- WORK REQUIRED
Using the listing below, set down each line from the line containing "Recreate this image" through the line containing "const navLinks = ['About', 'Projects', 'Contact'];", both ends included, exactly and with nothing added.

- Records with interface code
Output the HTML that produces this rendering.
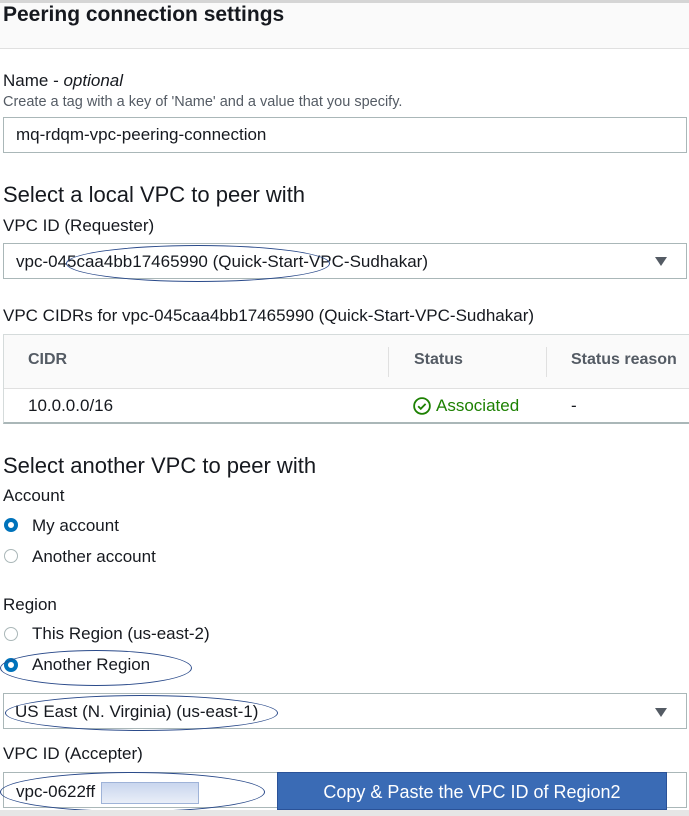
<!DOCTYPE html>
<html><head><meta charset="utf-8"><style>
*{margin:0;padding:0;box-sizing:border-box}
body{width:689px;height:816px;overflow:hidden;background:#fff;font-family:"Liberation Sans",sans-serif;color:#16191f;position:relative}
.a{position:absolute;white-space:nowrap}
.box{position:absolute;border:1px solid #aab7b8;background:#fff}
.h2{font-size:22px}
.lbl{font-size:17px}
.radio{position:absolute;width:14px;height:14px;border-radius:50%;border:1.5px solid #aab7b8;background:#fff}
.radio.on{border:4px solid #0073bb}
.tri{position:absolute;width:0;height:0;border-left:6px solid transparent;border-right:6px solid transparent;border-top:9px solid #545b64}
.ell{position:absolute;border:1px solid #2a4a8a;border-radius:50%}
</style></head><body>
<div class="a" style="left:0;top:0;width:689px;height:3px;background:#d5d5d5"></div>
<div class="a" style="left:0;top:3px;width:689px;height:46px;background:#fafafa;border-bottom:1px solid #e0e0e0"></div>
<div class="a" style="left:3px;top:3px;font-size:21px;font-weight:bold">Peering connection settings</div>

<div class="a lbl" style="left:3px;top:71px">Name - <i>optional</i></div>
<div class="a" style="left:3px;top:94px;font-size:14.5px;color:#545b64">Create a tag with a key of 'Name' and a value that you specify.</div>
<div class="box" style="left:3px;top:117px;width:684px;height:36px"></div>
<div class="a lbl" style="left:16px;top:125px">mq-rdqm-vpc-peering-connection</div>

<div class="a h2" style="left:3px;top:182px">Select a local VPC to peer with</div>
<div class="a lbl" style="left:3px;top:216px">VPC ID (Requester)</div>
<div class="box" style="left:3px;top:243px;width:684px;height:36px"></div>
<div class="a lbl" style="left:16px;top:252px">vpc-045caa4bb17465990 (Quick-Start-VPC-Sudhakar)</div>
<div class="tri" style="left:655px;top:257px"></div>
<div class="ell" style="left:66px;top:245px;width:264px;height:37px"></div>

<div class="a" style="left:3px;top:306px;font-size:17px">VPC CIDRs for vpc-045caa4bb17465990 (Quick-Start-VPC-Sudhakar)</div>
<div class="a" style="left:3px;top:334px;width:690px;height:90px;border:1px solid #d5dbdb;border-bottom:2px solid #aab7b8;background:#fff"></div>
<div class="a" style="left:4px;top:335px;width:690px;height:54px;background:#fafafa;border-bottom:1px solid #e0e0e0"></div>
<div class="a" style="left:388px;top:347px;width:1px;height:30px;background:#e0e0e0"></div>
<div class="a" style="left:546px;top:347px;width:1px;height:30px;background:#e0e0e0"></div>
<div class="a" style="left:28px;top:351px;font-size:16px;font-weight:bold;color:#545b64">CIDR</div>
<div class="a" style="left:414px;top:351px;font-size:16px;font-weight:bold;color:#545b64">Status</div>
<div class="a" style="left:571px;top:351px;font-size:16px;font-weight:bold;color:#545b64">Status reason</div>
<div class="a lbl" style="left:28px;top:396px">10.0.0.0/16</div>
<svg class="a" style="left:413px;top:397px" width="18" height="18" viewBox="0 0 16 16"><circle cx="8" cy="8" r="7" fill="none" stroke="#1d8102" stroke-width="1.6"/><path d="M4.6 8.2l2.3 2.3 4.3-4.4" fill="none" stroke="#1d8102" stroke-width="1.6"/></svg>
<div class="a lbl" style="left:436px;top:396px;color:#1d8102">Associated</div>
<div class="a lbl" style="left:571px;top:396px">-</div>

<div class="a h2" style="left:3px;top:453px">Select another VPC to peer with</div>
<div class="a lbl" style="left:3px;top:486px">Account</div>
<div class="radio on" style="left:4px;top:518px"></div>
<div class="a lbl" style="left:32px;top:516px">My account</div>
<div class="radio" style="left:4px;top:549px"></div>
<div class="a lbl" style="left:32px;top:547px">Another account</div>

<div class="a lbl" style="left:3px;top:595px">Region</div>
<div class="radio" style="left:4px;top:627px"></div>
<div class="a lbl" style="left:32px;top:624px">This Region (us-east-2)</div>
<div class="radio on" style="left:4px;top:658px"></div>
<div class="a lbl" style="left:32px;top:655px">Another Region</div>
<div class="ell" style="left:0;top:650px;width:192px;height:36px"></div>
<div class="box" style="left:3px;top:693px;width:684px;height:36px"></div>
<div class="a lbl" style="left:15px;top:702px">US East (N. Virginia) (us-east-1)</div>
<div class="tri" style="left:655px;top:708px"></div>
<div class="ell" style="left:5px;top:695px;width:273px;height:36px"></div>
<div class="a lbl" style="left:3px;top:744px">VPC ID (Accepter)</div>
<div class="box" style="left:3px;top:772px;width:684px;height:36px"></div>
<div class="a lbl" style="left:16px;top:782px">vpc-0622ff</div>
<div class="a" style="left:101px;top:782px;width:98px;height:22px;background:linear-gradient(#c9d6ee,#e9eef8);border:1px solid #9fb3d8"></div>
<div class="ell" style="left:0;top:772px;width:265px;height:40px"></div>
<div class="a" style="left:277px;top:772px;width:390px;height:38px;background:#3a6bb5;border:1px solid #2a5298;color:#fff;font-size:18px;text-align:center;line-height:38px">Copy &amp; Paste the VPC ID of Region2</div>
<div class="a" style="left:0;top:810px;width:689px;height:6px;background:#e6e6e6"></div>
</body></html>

--

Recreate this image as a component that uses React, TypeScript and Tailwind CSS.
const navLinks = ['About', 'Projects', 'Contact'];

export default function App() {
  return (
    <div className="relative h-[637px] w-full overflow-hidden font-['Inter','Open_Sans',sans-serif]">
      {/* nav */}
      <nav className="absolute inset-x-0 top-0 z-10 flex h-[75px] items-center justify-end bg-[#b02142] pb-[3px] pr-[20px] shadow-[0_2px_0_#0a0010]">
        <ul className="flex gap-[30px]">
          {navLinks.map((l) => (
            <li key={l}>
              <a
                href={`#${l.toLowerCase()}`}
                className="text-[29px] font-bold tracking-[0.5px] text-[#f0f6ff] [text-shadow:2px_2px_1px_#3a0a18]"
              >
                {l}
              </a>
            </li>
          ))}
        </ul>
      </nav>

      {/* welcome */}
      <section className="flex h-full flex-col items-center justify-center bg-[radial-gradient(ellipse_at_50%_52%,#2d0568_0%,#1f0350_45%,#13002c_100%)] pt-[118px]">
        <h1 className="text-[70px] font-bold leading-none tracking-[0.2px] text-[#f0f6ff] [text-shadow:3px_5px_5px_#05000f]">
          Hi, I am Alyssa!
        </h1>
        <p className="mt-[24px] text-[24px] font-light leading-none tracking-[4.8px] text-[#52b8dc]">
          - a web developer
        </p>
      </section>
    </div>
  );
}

- FULL RESPONSE
Recreate this image as a component that uses React, TypeScript and Tailwind CSS.
const navLinks = ['About', 'Projects', 'Contact'];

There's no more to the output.